Tuesday, August 21, 2007

Income Fell For Most Americans In First Five Years Under Bush

From the New York Times courtesy of AlterNet:

Americans earned a smaller average income in 2005 than in 2000, the fifth consecutive year that they had to make ends meet with less money than at the peak of the last economic expansion, new government data shows.


The growth in total incomes was concentrated among those making more than $1 million. The number of such taxpayers grew by more than 26 percent, to 303,817 in 2005, from 239,685 in 2000.

These individuals, who constitute less than a quarter of 1 percent of all taxpayers, reaped almost 47 percent of the total income gains in 2005, compared with 2000.
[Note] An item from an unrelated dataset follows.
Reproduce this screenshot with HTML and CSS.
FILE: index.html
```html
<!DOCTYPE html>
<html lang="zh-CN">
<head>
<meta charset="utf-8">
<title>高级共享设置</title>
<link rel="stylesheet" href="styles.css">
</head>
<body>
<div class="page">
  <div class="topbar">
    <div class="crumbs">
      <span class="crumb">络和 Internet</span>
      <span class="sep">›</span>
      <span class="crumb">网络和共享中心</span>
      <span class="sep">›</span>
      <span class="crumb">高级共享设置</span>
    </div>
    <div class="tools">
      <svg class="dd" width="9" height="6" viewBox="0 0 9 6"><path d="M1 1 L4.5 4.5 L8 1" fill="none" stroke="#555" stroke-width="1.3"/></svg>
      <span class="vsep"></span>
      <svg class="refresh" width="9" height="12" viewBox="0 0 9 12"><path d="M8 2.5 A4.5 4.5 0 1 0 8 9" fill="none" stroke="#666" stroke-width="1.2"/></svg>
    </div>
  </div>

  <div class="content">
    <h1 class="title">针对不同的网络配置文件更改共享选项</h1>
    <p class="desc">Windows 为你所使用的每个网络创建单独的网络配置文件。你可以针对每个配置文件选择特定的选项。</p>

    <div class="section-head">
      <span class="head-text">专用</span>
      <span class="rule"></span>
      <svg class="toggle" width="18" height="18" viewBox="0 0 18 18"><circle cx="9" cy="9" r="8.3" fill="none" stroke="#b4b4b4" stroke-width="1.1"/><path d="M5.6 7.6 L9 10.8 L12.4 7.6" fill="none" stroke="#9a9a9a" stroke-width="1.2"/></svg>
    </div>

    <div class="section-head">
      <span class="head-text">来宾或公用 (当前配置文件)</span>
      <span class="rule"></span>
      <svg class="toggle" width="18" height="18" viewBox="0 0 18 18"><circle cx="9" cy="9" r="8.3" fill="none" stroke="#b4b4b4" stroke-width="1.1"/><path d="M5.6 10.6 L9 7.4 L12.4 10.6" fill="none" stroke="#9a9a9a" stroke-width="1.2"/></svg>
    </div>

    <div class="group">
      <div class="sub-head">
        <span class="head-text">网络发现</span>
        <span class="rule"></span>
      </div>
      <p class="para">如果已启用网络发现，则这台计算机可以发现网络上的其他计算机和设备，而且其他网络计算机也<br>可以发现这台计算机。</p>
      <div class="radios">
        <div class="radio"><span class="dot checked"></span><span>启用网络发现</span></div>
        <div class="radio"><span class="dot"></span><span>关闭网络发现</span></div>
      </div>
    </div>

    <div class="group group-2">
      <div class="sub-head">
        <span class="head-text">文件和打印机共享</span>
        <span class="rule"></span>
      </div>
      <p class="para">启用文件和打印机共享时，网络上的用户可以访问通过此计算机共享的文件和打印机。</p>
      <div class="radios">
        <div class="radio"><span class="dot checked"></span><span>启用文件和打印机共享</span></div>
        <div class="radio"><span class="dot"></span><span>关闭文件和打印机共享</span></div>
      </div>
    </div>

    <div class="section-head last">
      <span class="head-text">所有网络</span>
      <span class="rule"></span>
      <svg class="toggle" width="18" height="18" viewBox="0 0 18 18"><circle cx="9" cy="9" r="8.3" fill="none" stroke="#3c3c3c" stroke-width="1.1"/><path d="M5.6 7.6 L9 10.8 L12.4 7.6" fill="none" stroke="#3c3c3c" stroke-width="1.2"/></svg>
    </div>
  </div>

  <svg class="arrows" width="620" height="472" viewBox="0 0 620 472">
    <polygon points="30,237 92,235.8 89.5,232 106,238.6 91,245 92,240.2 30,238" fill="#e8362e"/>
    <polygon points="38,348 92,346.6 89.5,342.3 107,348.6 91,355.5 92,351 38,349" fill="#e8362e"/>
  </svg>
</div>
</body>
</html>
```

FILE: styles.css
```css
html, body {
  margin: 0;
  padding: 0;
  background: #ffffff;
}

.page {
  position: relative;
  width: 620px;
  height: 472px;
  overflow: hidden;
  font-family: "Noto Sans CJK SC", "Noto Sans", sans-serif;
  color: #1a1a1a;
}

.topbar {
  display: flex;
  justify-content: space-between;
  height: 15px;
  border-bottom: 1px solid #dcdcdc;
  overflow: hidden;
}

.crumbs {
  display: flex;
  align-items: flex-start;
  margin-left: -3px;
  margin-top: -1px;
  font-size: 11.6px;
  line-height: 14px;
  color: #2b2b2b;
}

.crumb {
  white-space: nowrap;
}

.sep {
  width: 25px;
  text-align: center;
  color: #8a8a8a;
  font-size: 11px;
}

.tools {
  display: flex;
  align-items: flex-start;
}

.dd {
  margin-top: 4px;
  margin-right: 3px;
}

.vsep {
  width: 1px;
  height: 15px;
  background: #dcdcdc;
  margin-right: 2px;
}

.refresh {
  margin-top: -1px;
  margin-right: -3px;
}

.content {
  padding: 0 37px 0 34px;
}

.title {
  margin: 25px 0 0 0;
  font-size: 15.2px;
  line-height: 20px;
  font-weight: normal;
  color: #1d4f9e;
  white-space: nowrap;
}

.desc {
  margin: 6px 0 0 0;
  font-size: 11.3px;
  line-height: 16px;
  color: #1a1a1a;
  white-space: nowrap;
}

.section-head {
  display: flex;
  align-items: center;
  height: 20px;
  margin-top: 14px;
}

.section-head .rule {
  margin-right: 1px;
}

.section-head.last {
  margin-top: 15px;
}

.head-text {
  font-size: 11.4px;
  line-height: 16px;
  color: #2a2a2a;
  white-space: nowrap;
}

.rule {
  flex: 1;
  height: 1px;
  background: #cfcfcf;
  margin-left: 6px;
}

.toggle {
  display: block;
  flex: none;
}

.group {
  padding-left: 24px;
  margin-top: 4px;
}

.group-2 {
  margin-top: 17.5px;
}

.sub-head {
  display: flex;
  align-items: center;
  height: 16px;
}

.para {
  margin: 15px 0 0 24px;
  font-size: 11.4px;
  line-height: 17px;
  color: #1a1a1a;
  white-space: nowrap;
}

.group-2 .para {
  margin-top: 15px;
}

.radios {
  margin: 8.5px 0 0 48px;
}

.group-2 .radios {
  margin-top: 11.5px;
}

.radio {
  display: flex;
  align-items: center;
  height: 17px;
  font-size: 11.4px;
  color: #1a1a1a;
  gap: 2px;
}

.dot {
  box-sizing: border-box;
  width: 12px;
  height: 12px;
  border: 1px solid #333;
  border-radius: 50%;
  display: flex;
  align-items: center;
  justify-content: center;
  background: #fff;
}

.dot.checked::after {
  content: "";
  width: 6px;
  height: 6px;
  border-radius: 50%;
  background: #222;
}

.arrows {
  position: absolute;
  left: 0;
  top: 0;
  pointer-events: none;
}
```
People with incomes of more than a million dollars also received 62 percent of the savings from the reduced tax rates on long-term capital gains and dividends that President Bush signed into law in 2003, according to a separate analysis by Citizens for Tax Justice, a group that points out policies that it says favor the rich.
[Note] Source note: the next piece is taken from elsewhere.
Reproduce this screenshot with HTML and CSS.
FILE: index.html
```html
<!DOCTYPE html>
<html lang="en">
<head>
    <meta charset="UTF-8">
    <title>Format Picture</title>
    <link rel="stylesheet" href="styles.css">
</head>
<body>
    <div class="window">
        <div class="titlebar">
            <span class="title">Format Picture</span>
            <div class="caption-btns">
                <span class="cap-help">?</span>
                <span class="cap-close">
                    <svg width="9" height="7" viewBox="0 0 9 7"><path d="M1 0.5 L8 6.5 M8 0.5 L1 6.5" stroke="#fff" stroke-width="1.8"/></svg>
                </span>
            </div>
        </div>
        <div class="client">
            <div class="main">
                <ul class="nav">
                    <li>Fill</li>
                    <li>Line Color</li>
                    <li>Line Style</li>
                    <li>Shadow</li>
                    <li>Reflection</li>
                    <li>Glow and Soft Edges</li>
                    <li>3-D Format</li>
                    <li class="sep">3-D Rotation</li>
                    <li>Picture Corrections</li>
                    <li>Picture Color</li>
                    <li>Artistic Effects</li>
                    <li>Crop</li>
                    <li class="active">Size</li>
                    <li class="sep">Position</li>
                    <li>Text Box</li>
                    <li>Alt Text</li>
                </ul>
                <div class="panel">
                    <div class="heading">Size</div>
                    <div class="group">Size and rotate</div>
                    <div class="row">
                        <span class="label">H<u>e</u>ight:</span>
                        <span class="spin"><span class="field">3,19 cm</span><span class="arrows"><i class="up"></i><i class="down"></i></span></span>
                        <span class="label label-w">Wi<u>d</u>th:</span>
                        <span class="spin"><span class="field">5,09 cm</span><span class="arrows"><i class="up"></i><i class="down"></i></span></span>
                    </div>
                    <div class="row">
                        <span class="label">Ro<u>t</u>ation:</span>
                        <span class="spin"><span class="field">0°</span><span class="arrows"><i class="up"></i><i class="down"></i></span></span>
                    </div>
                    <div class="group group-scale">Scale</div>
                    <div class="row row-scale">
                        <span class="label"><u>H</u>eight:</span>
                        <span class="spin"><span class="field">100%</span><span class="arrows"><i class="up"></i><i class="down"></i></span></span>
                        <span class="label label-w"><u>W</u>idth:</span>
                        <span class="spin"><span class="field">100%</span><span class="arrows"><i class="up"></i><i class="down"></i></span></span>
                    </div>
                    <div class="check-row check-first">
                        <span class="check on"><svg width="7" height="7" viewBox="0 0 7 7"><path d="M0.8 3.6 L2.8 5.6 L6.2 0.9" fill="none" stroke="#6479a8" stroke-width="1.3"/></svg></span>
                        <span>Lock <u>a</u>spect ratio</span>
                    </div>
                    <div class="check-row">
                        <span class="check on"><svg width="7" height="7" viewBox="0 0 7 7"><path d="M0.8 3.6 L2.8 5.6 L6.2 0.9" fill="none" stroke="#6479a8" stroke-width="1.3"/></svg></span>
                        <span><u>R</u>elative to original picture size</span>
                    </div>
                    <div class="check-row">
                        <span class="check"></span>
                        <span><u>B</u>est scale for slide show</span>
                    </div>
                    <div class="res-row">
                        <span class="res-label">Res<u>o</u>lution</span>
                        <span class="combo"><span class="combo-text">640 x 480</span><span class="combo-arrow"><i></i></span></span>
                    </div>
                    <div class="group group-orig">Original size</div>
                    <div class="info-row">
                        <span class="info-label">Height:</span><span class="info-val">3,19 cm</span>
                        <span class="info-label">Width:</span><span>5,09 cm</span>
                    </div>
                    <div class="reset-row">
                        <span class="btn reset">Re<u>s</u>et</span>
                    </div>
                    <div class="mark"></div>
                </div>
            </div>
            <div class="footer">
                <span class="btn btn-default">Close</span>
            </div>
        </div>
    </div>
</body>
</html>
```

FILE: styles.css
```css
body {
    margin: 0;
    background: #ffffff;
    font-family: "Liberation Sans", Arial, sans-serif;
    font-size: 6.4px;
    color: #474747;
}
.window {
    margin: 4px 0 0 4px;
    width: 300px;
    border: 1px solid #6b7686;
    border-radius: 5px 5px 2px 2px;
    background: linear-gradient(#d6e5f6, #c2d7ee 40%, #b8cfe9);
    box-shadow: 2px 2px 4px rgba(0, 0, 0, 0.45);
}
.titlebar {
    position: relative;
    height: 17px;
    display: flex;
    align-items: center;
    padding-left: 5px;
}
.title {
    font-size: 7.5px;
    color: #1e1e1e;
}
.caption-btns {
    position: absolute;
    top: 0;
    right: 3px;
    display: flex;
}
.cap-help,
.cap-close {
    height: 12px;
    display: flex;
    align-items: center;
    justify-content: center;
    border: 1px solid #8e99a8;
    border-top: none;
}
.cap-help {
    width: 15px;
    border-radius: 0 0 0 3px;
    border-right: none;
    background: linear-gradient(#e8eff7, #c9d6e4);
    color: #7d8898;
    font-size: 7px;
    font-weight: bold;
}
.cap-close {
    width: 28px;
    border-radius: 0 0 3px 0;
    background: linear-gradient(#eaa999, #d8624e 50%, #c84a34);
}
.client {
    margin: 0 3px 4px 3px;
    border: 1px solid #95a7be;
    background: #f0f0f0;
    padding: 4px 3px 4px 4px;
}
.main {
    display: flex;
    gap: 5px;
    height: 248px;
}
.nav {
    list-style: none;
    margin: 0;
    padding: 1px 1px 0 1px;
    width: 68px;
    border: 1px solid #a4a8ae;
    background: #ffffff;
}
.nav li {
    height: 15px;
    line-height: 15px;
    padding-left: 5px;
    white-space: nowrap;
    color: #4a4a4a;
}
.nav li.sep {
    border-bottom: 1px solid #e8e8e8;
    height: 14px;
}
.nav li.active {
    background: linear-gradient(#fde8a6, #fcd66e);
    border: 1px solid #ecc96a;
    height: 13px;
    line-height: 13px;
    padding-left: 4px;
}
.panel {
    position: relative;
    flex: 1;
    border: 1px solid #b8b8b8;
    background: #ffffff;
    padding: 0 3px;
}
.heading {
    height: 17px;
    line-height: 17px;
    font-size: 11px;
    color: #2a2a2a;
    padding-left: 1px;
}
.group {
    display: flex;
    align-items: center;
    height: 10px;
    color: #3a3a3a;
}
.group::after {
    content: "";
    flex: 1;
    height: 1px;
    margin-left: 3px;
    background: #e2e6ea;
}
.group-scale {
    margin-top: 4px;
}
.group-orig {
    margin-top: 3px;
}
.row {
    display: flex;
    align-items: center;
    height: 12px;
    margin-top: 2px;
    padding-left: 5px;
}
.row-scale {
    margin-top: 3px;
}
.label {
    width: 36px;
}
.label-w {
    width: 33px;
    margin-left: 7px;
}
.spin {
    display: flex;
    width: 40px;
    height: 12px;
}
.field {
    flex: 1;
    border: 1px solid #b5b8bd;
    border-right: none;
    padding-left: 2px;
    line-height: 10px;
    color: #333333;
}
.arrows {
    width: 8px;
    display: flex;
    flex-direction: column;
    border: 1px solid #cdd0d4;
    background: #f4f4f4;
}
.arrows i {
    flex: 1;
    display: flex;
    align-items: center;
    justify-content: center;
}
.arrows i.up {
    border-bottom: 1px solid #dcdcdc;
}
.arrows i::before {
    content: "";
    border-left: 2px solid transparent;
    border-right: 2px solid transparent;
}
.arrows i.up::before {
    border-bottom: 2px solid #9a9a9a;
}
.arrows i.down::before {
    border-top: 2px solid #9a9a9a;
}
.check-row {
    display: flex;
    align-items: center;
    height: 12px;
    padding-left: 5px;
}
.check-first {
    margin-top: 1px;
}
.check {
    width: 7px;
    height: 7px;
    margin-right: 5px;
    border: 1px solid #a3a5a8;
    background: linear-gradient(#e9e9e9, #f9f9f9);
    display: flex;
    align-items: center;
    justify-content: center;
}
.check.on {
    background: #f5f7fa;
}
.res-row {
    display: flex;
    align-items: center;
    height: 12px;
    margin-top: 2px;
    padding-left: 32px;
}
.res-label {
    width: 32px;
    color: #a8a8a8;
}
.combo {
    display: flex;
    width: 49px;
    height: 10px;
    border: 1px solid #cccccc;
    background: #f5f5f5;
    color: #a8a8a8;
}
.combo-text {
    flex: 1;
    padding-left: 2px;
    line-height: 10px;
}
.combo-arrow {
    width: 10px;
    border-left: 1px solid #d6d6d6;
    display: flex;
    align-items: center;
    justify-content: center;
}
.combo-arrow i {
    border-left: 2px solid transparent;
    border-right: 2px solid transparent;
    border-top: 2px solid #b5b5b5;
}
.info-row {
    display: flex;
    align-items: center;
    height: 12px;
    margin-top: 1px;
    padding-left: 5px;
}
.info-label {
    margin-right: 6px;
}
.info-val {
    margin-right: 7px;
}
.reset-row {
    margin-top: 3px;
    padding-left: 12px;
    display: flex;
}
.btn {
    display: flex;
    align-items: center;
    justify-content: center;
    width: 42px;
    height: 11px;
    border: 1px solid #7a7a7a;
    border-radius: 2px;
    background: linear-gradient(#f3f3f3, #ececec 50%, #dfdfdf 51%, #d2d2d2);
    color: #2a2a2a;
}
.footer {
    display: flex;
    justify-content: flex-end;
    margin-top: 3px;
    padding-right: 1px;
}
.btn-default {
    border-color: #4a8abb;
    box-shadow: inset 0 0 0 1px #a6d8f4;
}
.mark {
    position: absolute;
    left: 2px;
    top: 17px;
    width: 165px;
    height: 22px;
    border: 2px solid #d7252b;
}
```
Nearly half of Americans reported incomes of less than $30,000, and two-thirds make less than $50,000.

Click here for the rest.

A fairly obvious conclusion to make here is that Republican policies hurt most Americans. Indeed, the GOP has been successfully bullshitting voters for a long time. The notion that tax cuts are always good is bullshit. The notion that growing the economy is all we need to do to help most people's pocketbooks is also bullshit.

To be sure, some tax cuts are indeed good, and growing the economy, in and of itself, is also good. However, Republican tax cuts are usually about paying off wealthy campaign donors; they're not really for you and me, and don't forget that when we cut spending to pay for those tax cuts (hey, that's a novel idea!), it almost always hurts that two thirds of the country making under $50k, and usually never hurts that million-dollar salary club. And even though economic growth is generally something we need, the aforementioned million-dollar club has apparently perfected the art of pocketing the bounty of such growth; that is, growth, by itself, can no longer be used to gauge the economic health of the nation.

We've really got to develop a new vocabulary for talking about all this stuff--"tax cuts" and "growth" just don't do it anymore.